◆ **What you need to do**
Pictures stay out of the copy; set down each line of the listing below exactly.

◆ **Supplied material**
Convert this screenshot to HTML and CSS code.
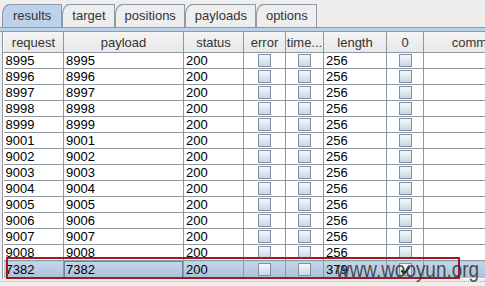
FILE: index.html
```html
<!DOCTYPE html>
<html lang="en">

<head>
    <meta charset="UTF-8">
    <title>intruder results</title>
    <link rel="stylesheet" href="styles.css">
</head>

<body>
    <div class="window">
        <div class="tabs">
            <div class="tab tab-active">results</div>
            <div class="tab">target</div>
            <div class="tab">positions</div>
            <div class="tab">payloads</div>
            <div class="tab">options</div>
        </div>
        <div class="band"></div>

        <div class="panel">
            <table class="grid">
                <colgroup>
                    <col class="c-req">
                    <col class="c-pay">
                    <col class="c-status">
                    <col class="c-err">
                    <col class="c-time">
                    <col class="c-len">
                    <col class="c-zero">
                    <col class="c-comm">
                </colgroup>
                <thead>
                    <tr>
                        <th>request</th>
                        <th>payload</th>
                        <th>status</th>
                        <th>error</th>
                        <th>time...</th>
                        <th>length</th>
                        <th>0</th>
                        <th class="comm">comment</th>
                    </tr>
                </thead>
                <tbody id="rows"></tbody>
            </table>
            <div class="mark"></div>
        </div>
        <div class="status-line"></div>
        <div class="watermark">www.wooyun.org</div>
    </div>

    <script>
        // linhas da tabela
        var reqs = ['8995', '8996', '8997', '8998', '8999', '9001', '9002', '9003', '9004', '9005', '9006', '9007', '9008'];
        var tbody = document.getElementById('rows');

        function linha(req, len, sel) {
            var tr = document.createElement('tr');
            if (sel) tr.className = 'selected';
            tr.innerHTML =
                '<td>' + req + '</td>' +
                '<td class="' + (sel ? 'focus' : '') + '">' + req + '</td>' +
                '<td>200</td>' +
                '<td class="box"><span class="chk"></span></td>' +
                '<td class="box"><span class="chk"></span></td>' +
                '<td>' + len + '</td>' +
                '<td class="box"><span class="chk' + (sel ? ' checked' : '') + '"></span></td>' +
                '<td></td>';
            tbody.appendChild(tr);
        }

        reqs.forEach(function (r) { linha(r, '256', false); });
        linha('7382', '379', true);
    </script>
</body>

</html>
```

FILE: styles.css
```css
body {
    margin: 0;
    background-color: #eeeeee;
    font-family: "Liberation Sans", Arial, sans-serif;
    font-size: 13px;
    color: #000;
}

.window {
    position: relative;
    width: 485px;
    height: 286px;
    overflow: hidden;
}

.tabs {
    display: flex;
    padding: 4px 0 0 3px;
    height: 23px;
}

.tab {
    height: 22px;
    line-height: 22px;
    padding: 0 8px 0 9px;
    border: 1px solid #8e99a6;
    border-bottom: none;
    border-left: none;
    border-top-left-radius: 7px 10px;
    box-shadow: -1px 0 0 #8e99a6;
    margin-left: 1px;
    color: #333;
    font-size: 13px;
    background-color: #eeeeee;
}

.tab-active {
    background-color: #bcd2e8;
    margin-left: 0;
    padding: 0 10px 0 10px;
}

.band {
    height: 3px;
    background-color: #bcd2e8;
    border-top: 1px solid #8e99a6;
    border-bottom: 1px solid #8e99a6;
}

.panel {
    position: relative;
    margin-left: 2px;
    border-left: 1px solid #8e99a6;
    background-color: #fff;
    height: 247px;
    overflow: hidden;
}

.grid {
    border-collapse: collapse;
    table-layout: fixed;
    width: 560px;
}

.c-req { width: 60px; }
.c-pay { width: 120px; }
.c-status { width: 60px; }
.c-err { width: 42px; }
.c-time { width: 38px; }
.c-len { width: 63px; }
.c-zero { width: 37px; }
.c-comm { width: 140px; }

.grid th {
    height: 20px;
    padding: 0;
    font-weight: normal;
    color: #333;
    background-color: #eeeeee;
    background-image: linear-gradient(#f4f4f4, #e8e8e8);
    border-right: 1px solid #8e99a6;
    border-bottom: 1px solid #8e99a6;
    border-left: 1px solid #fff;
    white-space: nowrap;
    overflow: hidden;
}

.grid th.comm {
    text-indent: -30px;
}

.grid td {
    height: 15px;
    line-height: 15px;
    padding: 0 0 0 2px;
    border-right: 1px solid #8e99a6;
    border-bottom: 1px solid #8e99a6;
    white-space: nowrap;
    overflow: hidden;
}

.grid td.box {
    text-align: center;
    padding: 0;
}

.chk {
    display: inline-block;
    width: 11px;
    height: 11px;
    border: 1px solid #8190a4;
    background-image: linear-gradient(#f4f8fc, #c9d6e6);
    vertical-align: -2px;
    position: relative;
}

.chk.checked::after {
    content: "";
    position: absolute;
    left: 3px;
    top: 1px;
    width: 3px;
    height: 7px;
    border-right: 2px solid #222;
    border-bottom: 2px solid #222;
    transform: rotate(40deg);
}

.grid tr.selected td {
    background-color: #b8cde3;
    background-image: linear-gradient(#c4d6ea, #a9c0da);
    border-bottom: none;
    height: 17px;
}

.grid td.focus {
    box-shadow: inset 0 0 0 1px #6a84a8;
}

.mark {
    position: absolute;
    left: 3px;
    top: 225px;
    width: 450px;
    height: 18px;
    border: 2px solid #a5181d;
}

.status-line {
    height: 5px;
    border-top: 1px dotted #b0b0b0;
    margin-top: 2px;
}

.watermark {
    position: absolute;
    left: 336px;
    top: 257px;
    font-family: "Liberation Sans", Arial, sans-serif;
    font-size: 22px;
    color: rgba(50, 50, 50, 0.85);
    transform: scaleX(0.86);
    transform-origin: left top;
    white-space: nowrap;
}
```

◆ **Full output**
Convert this screenshot to HTML and CSS code.
FILE: index.html
```html
<!DOCTYPE html>
<html lang="en">

<head>
    <meta charset="UTF-8">
    <title>intruder results</title>
    <link rel="stylesheet" href="styles.css">
</head>

<body>
    <div class="window">
        <div class="tabs">
            <div class="tab tab-active">results</div>
            <div class="tab">target</div>
            <div class="tab">positions</div>
            <div class="tab">payloads</div>
            <div class="tab">options</div>
        </div>
        <div class="band"></div>

        <div class="panel">
            <table class="grid">
                <colgroup>
                    <col class="c-req">
                    <col class="c-pay">
                    <col class="c-status">
                    <col class="c-err">
                    <col class="c-time">
                    <col class="c-len">
                    <col class="c-zero">
                    <col class="c-comm">
                </colgroup>
                <thead>
                    <tr>
                        <th>request</th>
                        <th>payload</th>
                        <th>status</th>
                        <th>error</th>
                        <th>time...</th>
                        <th>length</th>
                        <th>0</th>
                        <th class="comm">comment</th>
                    </tr>
                </thead>
                <tbody id="rows"></tbody>
            </table>
            <div class="mark"></div>
        </div>
        <div class="status-line"></div>
        <div class="watermark">www.wooyun.org</div>
    </div>

    <script>
        // linhas da tabela
        var reqs = ['8995', '8996', '8997', '8998', '8999', '9001', '9002', '9003', '9004', '9005', '9006', '9007', '9008'];
        var tbody = document.getElementById('rows');

        function linha(req, len, sel) {
            var tr = document.createElement('tr');
            if (sel) tr.className = 'selected';
            tr.innerHTML =
                '<td>' + req + '</td>' +
                '<td class="' + (sel ? 'focus' : '') + '">' + req + '</td>' +
                '<td>200</td>' +
                '<td class="box"><span class="chk"></span></td>' +
                '<td class="box"><span class="chk"></span></td>' +
                '<td>' + len + '</td>' +
                '<td class="box"><span class="chk' + (sel ? ' checked' : '') + '"></span></td>' +
                '<td></td>';
            tbody.appendChild(tr);
        }

        reqs.forEach(function (r) { linha(r, '256', false); });
        linha('7382', '379', true);
    </script>
</body>

</html>
```

FILE: styles.css
```css
body {
    margin: 0;
    background-color: #eeeeee;
    font-family: "Liberation Sans", Arial, sans-serif;
    font-size: 13px;
    color: #000;
}

.window {
    position: relative;
    width: 485px;
    height: 286px;
    overflow: hidden;
}

.tabs {
    display: flex;
    padding: 4px 0 0 3px;
    height: 23px;
}

.tab {
    height: 22px;
    line-height: 22px;
    padding: 0 8px 0 9px;
    border: 1px solid #8e99a6;
    border-bottom: none;
    border-left: none;
    border-top-left-radius: 7px 10px;
    box-shadow: -1px 0 0 #8e99a6;
    margin-left: 1px;
    color: #333;
    font-size: 13px;
    background-color: #eeeeee;
}

.tab-active {
    background-color: #bcd2e8;
    margin-left: 0;
    padding: 0 10px 0 10px;
}

.band {
    height: 3px;
    background-color: #bcd2e8;
    border-top: 1px solid #8e99a6;
    border-bottom: 1px solid #8e99a6;
}

.panel {
    position: relative;
    margin-left: 2px;
    border-left: 1px solid #8e99a6;
    background-color: #fff;
    height: 247px;
    overflow: hidden;
}

.grid {
    border-collapse: collapse;
    table-layout: fixed;
    width: 560px;
}

.c-req { width: 60px; }
.c-pay { width: 120px; }
.c-status { width: 60px; }
.c-err { width: 42px; }
.c-time { width: 38px; }
.c-len { width: 63px; }
.c-zero { width: 37px; }
.c-comm { width: 140px; }

.grid th {
    height: 20px;
    padding: 0;
    font-weight: normal;
    color: #333;
    background-color: #eeeeee;
    background-image: linear-gradient(#f4f4f4, #e8e8e8);
    border-right: 1px solid #8e99a6;
    border-bottom: 1px solid #8e99a6;
    border-left: 1px solid #fff;
    white-space: nowrap;
    overflow: hidden;
}

.grid th.comm {
    text-indent: -30px;
}

.grid td {
    height: 15px;
    line-height: 15px;
    padding: 0 0 0 2px;
    border-right: 1px solid #8e99a6;
    border-bottom: 1px solid #8e99a6;
    white-space: nowrap;
    overflow: hidden;
}

.grid td.box {
    text-align: center;
    padding: 0;
}

.chk {
    display: inline-block;
    width: 11px;
    height: 11px;
    border: 1px solid #8190a4;
    background-image: linear-gradient(#f4f8fc, #c9d6e6);
    vertical-align: -2px;
    position: relative;
}

.chk.checked::after {
    content: "";
    position: absolute;
    left: 3px;
    top: 1px;
    width: 3px;
    height: 7px;
    border-right: 2px solid #222;
    border-bottom: 2px solid #222;
    transform: rotate(40deg);
}

.grid tr.selected td {
    background-color: #b8cde3;
    background-image: linear-gradient(#c4d6ea, #a9c0da);
    border-bottom: none;
    height: 17px;
}

.grid td.focus {
    box-shadow: inset 0 0 0 1px #6a84a8;
}

.mark {
    position: absolute;
    left: 3px;
    top: 225px;
    width: 450px;
    height: 18px;
    border: 2px solid #a5181d;
}

.status-line {
    height: 5px;
    border-top: 1px dotted #b0b0b0;
    margin-top: 2px;
}

.watermark {
    position: absolute;
    left: 336px;
    top: 257px;
    font-family: "Liberation Sans", Arial, sans-serif;
    font-size: 22px;
    color: rgba(50, 50, 50, 0.85);
    transform: scaleX(0.86);
    transform-origin: left top;
    white-space: nowrap;
}
```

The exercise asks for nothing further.